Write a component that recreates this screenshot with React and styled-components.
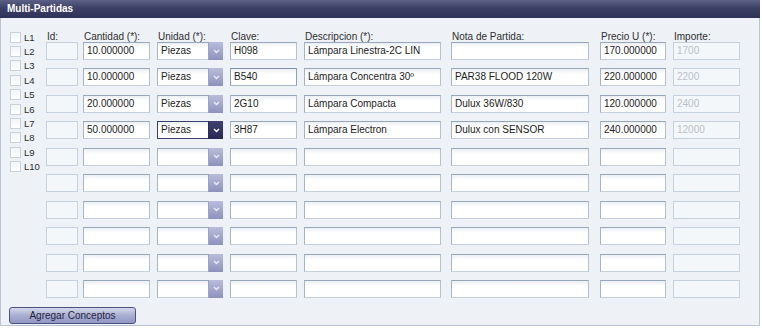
import styled, { createGlobalStyle } from "styled-components";

const GlobalStyle = createGlobalStyle`
  body {
    margin: 0;
    background: #ffffff;
    font-family: "Liberation Sans", Arial, sans-serif;
  }
`;

const COLUMNS = "37px 74px 73px 74px 147px 149px 73px 67px";

const Panel = styled.div`
  width: 760px;
  height: 326px;
  box-sizing: border-box;
  background: #eef2f7;
  border: 1px solid #b9c3d1;
  border-top: none;
  display: flex;
  flex-direction: column;
`;

const TitleBar = styled.div`
  height: 18px;
  margin: 0 -1px;
  padding-left: 7px;
  background: linear-gradient(#5d6186, #3d4066 45%, #2f3258);
  color: #ffffff;
  font-size: 10px;
  font-weight: bold;
  line-height: 18px;
`;

const Body = styled.div`
  display: flex;
  padding-top: 12px;
`;

const LineList = styled.div`
  width: 45px;
  padding-left: 9px;
  box-sizing: border-box;
  display: flex;
  flex-direction: column;
`;

const LineItem = styled.label`
  height: 14.4px;
  display: flex;
  align-items: center;
  gap: 3px;
  font-size: 9.5px;
  color: #2b2b2b;
`;

const CheckBox = styled.span`
  width: 11px;
  height: 11px;
  box-sizing: border-box;
  border: 1px solid #c9d1dc;
  background: linear-gradient(#f2f4f7, #ffffff);
`;

const Grid = styled.div`
  margin-top: 1px;
  display: flex;
  flex-direction: column;
`;

const HeaderRow = styled.div`
  display: grid;
  grid-template-columns: ${COLUMNS};
  height: 11px;
`;

const Header = styled.div`
  font-size: 10px;
  line-height: 8px;
  padding-top: 2px;
  color: #2e2e2e;
  padding-left: 1px;
  white-space: nowrap;
`;

const Rows = styled.div`
  display: flex;
  flex-direction: column;
  gap: 8.44px;
`;

const Row = styled.div`
  display: grid;
  grid-template-columns: ${COLUMNS};
  height: 18px;
`;

const Field = styled.div`
  width: ${(p) => p.$w}px;
  height: 18px;
  box-sizing: border-box;
  border: 1px solid;
  border-color: ${(p) =>
    p.$disabled
      ? "#c6d1dd"
      : p.$focus
      ? "#7d90aa #8fa1b8 #a9b7c7 #8fa1b8"
      : "#97a6b8 #b3c0ce #c6d0dc #a7b4c4"};
  background: ${(p) =>
    p.$disabled ? "#f4f7fa" : "linear-gradient(#eceff3, #ffffff 5px)"};
  color: ${(p) => (p.$disabled ? "#b9c0c9" : "#1c1c1c")};
  font-size: 10px;
  line-height: 16px;
  padding-left: 3px;
  white-space: nowrap;
  overflow: hidden;
`;

const Select = styled.div`
  width: 66px;
  height: 18px;
  box-sizing: border-box;
  display: flex;
  border: 1px solid;
  border-color: ${(p) =>
    p.$focus ? "#3b3f6b" : "#97a6b8 #b3c0ce #c6d0dc #a7b4c4"};
  background: linear-gradient(#eceff3, #ffffff 5px);
`;

const SelectText = styled.div`
  flex: 1;
  font-size: 10px;
  line-height: 16px;
  padding-left: 3px;
  color: #1c1c1c;
`;

const SelectButton = styled.div`
  width: 14px;
  margin: -1px -1px -1px 0;
  display: flex;
  align-items: center;
  justify-content: center;
  background: ${(p) =>
    p.$focus
      ? "linear-gradient(#3e4272, #262957)"
      : "linear-gradient(#b9bddb, #8d92bd)"};
  border-left: 1px solid ${(p) => (p.$focus ? "#2a2d58" : "#9ca1c6")};
`;

const Footer = styled.div`
  margin-top: 7px;
  padding-left: 8px;
`;

const Button = styled.button`
  width: 127px;
  height: 17px;
  padding: 0;
  box-sizing: border-box;
  border: 1px solid #4c5180;
  border-radius: 3px;
  background: linear-gradient(#d4d7ea, #a9aed2 50%, #9197c3);
  font-family: "Liberation Sans", Arial, sans-serif;
  font-size: 10px;
  color: #1e2140;
`;

const Chevron = ({ focus }) => (
  <svg width="7" height="5" viewBox="0 0 7 5">
    <polyline
      points="1,1 3.5,3.5 6,1"
      fill="none"
      stroke={focus ? "#ffffff" : "#e9ebf6"}
      strokeWidth="1.4"
    />
  </svg>
);

const headers = [
  "Id:",
  "Cantidad (*):",
  "Unidad (*):",
  "Clave:",
  "Descripcion (*):",
  "Nota de Partida:",
  "Precio U (*):",
  "Importe:",
];

const data = [
  { qty: "10.000000", unit: "Piezas", key: "H098", desc: "Lámpara Linestra-2C LIN", note: "", price: "170.000000", total: "1700" },
  { qty: "10.000000", unit: "Piezas", key: "B540", desc: "Lámpara Concentra 30º", note: "PAR38 FLOOD 120W", price: "220.000000", total: "2200", keyFocus: true },
  { qty: "20.000000", unit: "Piezas", key: "2G10", desc: "Lámpara Compacta", note: "Dulux 36W/830", price: "120.000000", total: "2400" },
  { qty: "50.000000", unit: "Piezas", key: "3H87", desc: "Lámpara Electron", note: "Dulux con SENSOR", price: "240.000000", total: "12000", focus: true },
];

const rows = Array.from({ length: 10 }, (_, i) => data[i] || {});

const App = () => {
  return (
    <>
      <GlobalStyle />
      <Panel>
        <TitleBar>Multi-Partidas</TitleBar>
        <Body>
          <LineList>
            {Array.from({ length: 10 }, (_, i) => (
              <LineItem key={i}>
                <CheckBox />
                L{i + 1}
              </LineItem>
            ))}
          </LineList>
          <Grid>
            <HeaderRow>
              {headers.map((h) => (
                <Header key={h}>{h}</Header>
              ))}
            </HeaderRow>
            <Rows>
              {rows.map((r, i) => (
                <Row key={i}>
                  <Field $w={32} $disabled />
                  <Field $w={67}>{r.qty}</Field>
                  <Select $focus={r.focus}>
                    <SelectText>{r.unit}</SelectText>
                    <SelectButton $focus={r.focus}>
                      <Chevron focus={r.focus} />
                    </SelectButton>
                  </Select>
                  <Field $w={67} $focus={r.keyFocus}>{r.key}</Field>
                  <Field $w={137}>{r.desc}</Field>
                  <Field $w={138}>{r.note}</Field>
                  <Field $w={66}>{r.price}</Field>
                  <Field $w={67} $disabled>{r.total}</Field>
                </Row>
              ))}
            </Rows>
          </Grid>
        </Body>
        <Footer>
          <Button>Agregar Conceptos</Button>
        </Footer>
      </Panel>
    </>
  );
};

export default App;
# # # #
Send back the data above word for word, with the pictures left out.

Write a component that recreates this screenshot with React and styled-components.
import styled, { createGlobalStyle } from "styled-components";

const GlobalStyle = createGlobalStyle`
  body {
    margin: 0;
    background: #ffffff;
    font-family: "Liberation Sans", Arial, sans-serif;
  }
`;

const COLUMNS = "37px 74px 73px 74px 147px 149px 73px 67px";

const Panel = styled.div`
  width: 760px;
  height: 326px;
  box-sizing: border-box;
  background: #eef2f7;
  border: 1px solid #b9c3d1;
  border-top: none;
  display: flex;
  flex-direction: column;
`;

const TitleBar = styled.div`
  height: 18px;
  margin: 0 -1px;
  padding-left: 7px;
  background: linear-gradient(#5d6186, #3d4066 45%, #2f3258);
  color: #ffffff;
  font-size: 10px;
  font-weight: bold;
  line-height: 18px;
`;

const Body = styled.div`
  display: flex;
  padding-top: 12px;
`;

const LineList = styled.div`
  width: 45px;
  padding-left: 9px;
  box-sizing: border-box;
  display: flex;
  flex-direction: column;
`;

const LineItem = styled.label`
  height: 14.4px;
  display: flex;
  align-items: center;
  gap: 3px;
  font-size: 9.5px;
  color: #2b2b2b;
`;

const CheckBox = styled.span`
  width: 11px;
  height: 11px;
  box-sizing: border-box;
  border: 1px solid #c9d1dc;
  background: linear-gradient(#f2f4f7, #ffffff);
`;

const Grid = styled.div`
  margin-top: 1px;
  display: flex;
  flex-direction: column;
`;

const HeaderRow = styled.div`
  display: grid;
  grid-template-columns: ${COLUMNS};
  height: 11px;
`;

const Header = styled.div`
  font-size: 10px;
  line-height: 8px;
  padding-top: 2px;
  color: #2e2e2e;
  padding-left: 1px;
  white-space: nowrap;
`;

const Rows = styled.div`
  display: flex;
  flex-direction: column;
  gap: 8.44px;
`;

const Row = styled.div`
  display: grid;
  grid-template-columns: ${COLUMNS};
  height: 18px;
`;

const Field = styled.div`
  width: ${(p) => p.$w}px;
  height: 18px;
  box-sizing: border-box;
  border: 1px solid;
  border-color: ${(p) =>
    p.$disabled
      ? "#c6d1dd"
      : p.$focus
      ? "#7d90aa #8fa1b8 #a9b7c7 #8fa1b8"
      : "#97a6b8 #b3c0ce #c6d0dc #a7b4c4"};
  background: ${(p) =>
    p.$disabled ? "#f4f7fa" : "linear-gradient(#eceff3, #ffffff 5px)"};
  color: ${(p) => (p.$disabled ? "#b9c0c9" : "#1c1c1c")};
  font-size: 10px;
  line-height: 16px;
  padding-left: 3px;
  white-space: nowrap;
  overflow: hidden;
`;

const Select = styled.div`
  width: 66px;
  height: 18px;
  box-sizing: border-box;
  display: flex;
  border: 1px solid;
  border-color: ${(p) =>
    p.$focus ? "#3b3f6b" : "#97a6b8 #b3c0ce #c6d0dc #a7b4c4"};
  background: linear-gradient(#eceff3, #ffffff 5px);
`;

const SelectText = styled.div`
  flex: 1;
  font-size: 10px;
  line-height: 16px;
  padding-left: 3px;
  color: #1c1c1c;
`;

const SelectButton = styled.div`
  width: 14px;
  margin: -1px -1px -1px 0;
  display: flex;
  align-items: center;
  justify-content: center;
  background: ${(p) =>
    p.$focus
      ? "linear-gradient(#3e4272, #262957)"
      : "linear-gradient(#b9bddb, #8d92bd)"};
  border-left: 1px solid ${(p) => (p.$focus ? "#2a2d58" : "#9ca1c6")};
`;

const Footer = styled.div`
  margin-top: 7px;
  padding-left: 8px;
`;

const Button = styled.button`
  width: 127px;
  height: 17px;
  padding: 0;
  box-sizing: border-box;
  border: 1px solid #4c5180;
  border-radius: 3px;
  background: linear-gradient(#d4d7ea, #a9aed2 50%, #9197c3);
  font-family: "Liberation Sans", Arial, sans-serif;
  font-size: 10px;
  color: #1e2140;
`;

const Chevron = ({ focus }) => (
  <svg width="7" height="5" viewBox="0 0 7 5">
    <polyline
      points="1,1 3.5,3.5 6,1"
      fill="none"
      stroke={focus ? "#ffffff" : "#e9ebf6"}
      strokeWidth="1.4"
    />
  </svg>
);

const headers = [
  "Id:",
  "Cantidad (*):",
  "Unidad (*):",
  "Clave:",
  "Descripcion (*):",
  "Nota de Partida:",
  "Precio U (*):",
  "Importe:",
];

const data = [
  { qty: "10.000000", unit: "Piezas", key: "H098", desc: "Lámpara Linestra-2C LIN", note: "", price: "170.000000", total: "1700" },
  { qty: "10.000000", unit: "Piezas", key: "B540", desc: "Lámpara Concentra 30º", note: "PAR38 FLOOD 120W", price: "220.000000", total: "2200", keyFocus: true },
  { qty: "20.000000", unit: "Piezas", key: "2G10", desc: "Lámpara Compacta", note: "Dulux 36W/830", price: "120.000000", total: "2400" },
  { qty: "50.000000", unit: "Piezas", key: "3H87", desc: "Lámpara Electron", note: "Dulux con SENSOR", price: "240.000000", total: "12000", focus: true },
];

const rows = Array.from({ length: 10 }, (_, i) => data[i] || {});

const App = () => {
  return (
    <>
      <GlobalStyle />
      <Panel>
        <TitleBar>Multi-Partidas</TitleBar>
        <Body>
          <LineList>
            {Array.from({ length: 10 }, (_, i) => (
              <LineItem key={i}>
                <CheckBox />
                L{i + 1}
              </LineItem>
            ))}
          </LineList>
          <Grid>
            <HeaderRow>
              {headers.map((h) => (
                <Header key={h}>{h}</Header>
              ))}
            </HeaderRow>
            <Rows>
              {rows.map((r, i) => (
                <Row key={i}>
                  <Field $w={32} $disabled />
                  <Field $w={67}>{r.qty}</Field>
                  <Select $focus={r.focus}>
                    <SelectText>{r.unit}</SelectText>
                    <SelectButton $focus={r.focus}>
                      <Chevron focus={r.focus} />
                    </SelectButton>
                  </Select>
                  <Field $w={67} $focus={r.keyFocus}>{r.key}</Field>
                  <Field $w={137}>{r.desc}</Field>
                  <Field $w={138}>{r.note}</Field>
                  <Field $w={66}>{r.price}</Field>
                  <Field $w={67} $disabled>{r.total}</Field>
                </Row>
              ))}
            </Rows>
          </Grid>
        </Body>
        <Footer>
          <Button>Agregar Conceptos</Button>
        </Footer>
      </Panel>
    </>
  );
};

export default App;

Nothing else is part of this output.